Superdata has revised its projections for extended reality (XR) hardware and software revenues for the year to $6.3 billion, down from its previous projection of $7.7 billion.
The market intelligence firm shared today that its lowered projections are due to supply chain issues stemming from the combination of a post-holiday slowdown and COVID-19 shutting down manufacturing facilities around the globe.
However, Superdata expects a sales rebound once supply chains resume.
To illustrate the effects of COVID-19 on manufacturing, Superdata reported that the Valve Index sold 103,000 units in Q4 2019, but only 33,000 in Q1 2020.
This is despite the launch of Half-Life: Alyx -- which sold 860,000 copies in its launch month of March, including copies bundled with hardware.
Superdata has also revised its projections for XR revenue by 2023 to $12.2 billion, where it previously suggested revenue would reach $14.9 billion by then.
The firm's current projections anticipate a boom in the XR market in the next several years that shakes the industry out of its pattern from the last several years of relatively slow growth -- from $5 billion in 2018 to $6.2 billion in 2019 and a projected $6.3 billion this year.
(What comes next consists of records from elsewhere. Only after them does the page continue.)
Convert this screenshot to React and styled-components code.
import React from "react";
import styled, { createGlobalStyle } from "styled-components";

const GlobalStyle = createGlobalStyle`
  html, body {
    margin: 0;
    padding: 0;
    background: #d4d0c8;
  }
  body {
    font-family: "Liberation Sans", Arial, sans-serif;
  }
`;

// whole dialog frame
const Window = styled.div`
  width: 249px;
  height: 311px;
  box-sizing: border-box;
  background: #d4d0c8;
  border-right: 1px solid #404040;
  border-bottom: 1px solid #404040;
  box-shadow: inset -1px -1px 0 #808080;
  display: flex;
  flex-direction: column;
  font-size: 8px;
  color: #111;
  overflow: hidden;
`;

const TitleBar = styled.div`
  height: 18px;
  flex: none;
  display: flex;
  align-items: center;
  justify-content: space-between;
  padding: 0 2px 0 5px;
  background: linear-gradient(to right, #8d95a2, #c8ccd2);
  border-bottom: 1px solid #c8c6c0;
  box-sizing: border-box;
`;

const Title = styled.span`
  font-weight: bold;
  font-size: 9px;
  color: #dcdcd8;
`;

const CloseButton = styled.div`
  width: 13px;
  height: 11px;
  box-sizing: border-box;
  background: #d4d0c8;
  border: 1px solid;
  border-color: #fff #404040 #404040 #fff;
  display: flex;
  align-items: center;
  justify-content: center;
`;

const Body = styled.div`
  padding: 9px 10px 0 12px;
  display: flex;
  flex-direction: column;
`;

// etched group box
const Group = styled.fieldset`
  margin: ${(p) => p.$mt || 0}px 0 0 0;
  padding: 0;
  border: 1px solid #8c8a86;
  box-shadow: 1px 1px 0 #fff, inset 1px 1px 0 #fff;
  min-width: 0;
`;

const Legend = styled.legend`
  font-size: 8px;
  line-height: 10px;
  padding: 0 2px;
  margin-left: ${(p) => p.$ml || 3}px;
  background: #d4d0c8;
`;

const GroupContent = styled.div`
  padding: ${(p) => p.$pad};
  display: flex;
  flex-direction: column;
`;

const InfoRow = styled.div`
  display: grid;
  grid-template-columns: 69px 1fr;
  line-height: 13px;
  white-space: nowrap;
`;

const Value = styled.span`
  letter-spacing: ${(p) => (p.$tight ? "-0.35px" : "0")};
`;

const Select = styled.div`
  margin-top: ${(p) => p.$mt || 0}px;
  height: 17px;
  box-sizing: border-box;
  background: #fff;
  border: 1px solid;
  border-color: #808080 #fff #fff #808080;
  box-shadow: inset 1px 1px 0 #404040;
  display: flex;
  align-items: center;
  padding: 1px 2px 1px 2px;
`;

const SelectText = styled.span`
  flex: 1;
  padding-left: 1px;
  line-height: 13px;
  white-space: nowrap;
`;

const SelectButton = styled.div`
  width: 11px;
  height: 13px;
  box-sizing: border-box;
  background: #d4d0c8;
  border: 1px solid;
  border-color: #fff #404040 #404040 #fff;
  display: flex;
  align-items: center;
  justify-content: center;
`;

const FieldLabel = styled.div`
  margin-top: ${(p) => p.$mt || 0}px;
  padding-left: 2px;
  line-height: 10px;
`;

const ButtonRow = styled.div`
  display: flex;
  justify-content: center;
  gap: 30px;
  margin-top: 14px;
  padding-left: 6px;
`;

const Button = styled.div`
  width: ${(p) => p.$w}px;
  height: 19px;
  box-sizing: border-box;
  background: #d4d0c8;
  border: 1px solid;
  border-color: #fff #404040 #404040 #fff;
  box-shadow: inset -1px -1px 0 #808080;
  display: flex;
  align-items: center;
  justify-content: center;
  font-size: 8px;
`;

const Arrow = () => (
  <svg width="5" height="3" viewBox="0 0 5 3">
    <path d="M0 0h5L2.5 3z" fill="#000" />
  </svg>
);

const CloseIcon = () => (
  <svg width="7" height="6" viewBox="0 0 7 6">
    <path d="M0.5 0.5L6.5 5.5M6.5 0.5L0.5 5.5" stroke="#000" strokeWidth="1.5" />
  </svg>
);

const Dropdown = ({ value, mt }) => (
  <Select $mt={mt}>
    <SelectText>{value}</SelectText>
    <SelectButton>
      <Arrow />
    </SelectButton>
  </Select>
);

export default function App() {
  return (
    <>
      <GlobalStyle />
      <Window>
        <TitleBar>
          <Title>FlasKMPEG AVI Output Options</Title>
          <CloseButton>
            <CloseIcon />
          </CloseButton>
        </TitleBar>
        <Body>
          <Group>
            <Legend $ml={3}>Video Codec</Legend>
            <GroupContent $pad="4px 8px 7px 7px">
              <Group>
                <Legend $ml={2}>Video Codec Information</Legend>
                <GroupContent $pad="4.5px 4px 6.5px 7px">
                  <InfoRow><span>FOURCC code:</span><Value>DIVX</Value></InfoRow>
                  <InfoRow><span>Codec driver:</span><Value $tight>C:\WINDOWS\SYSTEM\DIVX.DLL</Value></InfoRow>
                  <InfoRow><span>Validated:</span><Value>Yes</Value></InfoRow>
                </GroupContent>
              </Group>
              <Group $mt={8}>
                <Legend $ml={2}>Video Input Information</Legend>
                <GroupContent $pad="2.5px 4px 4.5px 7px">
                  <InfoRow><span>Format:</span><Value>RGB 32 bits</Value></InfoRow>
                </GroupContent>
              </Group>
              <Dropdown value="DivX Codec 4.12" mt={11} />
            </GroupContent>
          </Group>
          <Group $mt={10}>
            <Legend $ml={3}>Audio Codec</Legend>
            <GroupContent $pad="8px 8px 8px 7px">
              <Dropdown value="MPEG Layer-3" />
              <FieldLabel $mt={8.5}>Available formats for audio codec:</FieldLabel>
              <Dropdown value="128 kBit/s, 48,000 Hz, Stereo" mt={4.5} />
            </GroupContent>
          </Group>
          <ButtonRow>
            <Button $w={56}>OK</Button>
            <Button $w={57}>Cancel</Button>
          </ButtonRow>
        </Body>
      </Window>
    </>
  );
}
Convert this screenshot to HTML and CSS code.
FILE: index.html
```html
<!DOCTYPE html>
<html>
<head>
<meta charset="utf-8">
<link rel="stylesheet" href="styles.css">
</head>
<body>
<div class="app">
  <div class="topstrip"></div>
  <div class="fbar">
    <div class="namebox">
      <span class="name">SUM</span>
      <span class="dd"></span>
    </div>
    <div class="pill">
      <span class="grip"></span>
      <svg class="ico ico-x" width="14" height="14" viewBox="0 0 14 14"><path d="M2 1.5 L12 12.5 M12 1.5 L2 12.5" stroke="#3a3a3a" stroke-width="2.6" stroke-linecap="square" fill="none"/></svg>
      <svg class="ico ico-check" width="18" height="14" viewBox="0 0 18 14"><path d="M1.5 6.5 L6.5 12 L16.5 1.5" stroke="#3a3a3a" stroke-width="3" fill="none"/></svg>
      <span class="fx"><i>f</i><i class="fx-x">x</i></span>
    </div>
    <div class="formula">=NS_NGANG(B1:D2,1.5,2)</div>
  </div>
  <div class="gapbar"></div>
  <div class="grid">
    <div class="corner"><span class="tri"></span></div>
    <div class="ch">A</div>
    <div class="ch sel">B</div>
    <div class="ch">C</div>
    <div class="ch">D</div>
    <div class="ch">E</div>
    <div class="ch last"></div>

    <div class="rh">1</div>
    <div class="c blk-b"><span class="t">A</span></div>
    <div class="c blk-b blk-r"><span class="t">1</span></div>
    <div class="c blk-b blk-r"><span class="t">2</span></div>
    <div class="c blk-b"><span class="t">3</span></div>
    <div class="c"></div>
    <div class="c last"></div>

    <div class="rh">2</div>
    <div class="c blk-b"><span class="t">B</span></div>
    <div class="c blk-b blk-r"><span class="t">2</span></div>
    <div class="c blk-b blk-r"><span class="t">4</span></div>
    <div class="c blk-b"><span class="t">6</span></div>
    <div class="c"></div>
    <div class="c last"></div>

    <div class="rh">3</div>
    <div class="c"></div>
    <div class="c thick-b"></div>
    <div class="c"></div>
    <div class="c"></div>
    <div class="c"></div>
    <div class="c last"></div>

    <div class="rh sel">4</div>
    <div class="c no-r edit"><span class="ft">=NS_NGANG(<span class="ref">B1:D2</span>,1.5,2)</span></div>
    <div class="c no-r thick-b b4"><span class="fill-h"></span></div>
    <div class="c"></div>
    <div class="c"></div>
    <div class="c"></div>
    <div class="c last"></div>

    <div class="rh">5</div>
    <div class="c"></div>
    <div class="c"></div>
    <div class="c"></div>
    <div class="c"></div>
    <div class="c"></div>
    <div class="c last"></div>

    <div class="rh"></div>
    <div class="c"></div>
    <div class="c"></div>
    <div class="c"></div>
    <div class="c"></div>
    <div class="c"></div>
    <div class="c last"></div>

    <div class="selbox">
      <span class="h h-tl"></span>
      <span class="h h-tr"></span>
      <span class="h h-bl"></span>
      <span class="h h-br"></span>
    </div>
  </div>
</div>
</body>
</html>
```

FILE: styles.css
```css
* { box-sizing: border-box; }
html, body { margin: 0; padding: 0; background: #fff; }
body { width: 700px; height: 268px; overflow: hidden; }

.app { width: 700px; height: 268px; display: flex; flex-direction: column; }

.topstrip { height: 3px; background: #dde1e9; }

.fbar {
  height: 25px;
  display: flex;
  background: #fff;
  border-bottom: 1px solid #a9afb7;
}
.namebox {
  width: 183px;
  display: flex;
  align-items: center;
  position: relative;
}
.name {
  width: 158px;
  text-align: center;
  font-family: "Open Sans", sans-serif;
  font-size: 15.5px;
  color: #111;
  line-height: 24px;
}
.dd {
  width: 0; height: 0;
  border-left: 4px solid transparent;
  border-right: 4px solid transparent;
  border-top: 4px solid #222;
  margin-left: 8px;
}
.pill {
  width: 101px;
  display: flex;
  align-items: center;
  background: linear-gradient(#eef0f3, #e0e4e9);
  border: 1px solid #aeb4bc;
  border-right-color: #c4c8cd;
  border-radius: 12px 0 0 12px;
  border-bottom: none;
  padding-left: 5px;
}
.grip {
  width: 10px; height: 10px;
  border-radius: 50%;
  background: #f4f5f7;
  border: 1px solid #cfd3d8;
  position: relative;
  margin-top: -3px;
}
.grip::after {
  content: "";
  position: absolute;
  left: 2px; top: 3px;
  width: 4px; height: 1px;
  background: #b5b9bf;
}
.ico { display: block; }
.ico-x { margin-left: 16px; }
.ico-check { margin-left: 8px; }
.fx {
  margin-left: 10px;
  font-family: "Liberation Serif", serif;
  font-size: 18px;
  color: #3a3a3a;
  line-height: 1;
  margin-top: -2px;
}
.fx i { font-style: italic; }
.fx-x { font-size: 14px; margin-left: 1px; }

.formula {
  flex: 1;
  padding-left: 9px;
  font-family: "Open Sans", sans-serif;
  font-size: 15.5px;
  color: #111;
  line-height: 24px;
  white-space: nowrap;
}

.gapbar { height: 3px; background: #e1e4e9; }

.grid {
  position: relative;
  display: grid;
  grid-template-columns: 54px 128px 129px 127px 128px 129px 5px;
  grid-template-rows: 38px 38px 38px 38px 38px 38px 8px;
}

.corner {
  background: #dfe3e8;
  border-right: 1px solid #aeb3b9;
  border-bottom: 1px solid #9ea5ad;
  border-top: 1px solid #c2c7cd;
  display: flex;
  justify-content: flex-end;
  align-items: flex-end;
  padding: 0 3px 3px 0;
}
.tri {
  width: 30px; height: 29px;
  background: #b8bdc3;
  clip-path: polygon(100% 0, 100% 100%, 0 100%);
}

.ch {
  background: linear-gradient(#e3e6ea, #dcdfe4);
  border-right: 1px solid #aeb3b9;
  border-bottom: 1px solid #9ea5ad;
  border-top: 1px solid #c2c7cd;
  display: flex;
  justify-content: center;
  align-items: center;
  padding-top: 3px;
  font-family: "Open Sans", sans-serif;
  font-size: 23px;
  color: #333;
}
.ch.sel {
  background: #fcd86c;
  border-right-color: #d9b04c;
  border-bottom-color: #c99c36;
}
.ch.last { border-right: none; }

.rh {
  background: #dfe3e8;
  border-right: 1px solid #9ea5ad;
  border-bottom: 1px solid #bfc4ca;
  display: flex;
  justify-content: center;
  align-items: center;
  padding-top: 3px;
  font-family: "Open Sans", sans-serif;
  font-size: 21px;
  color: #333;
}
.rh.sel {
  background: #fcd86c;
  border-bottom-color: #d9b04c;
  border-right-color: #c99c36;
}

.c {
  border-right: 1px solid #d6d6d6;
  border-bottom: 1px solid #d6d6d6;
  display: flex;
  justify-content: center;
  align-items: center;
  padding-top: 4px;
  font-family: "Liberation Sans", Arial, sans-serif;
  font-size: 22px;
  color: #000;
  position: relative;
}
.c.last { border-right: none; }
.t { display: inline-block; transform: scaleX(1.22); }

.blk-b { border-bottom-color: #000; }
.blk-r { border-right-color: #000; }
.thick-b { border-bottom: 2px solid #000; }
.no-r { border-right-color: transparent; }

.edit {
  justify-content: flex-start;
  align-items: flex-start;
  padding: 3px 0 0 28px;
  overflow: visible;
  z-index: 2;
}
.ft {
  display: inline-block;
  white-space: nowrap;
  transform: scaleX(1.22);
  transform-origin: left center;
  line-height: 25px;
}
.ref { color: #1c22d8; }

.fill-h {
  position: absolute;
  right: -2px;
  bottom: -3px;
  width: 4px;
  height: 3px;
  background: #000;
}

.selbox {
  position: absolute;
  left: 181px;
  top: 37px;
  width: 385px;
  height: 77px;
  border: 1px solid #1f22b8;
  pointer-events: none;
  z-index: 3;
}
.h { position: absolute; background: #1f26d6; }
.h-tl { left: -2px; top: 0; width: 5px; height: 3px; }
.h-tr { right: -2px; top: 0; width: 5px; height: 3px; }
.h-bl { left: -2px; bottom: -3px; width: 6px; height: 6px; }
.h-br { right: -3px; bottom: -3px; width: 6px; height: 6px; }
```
That leap has been late in coming, as Superdata projected last year that XR revenue would reach $11.5 billion by 2019.
Like the wider XR market, the VR scene specifically has been slower to arrive than Superdata expected. Back in 2016, it forecast VR revenues for that year would reach $5.1 billion -- a number it now says it will achieve by 2023.
Historically, these drops in projections have continued to be explained as due to a slower-than-expected mass adoption, with Superdata's Stephanie Llamas noting back in January -- prior to COVID-19 shaking up projections -- that 2020 would not be the year of the VR boom either.
"2020 is not the year of mass VR adoption - But we're getting close," she said at the time. "Oculus and PSVR will remain in an arms race for exclusive content. Oculus Go showed impressive sales over the holidays, a surprise to many of us in the industry.
"It proves there is a new type of casual consumer on the horizon. But we are still talking about just two or three million headset sales next year -- certainly not enough to claim the masses."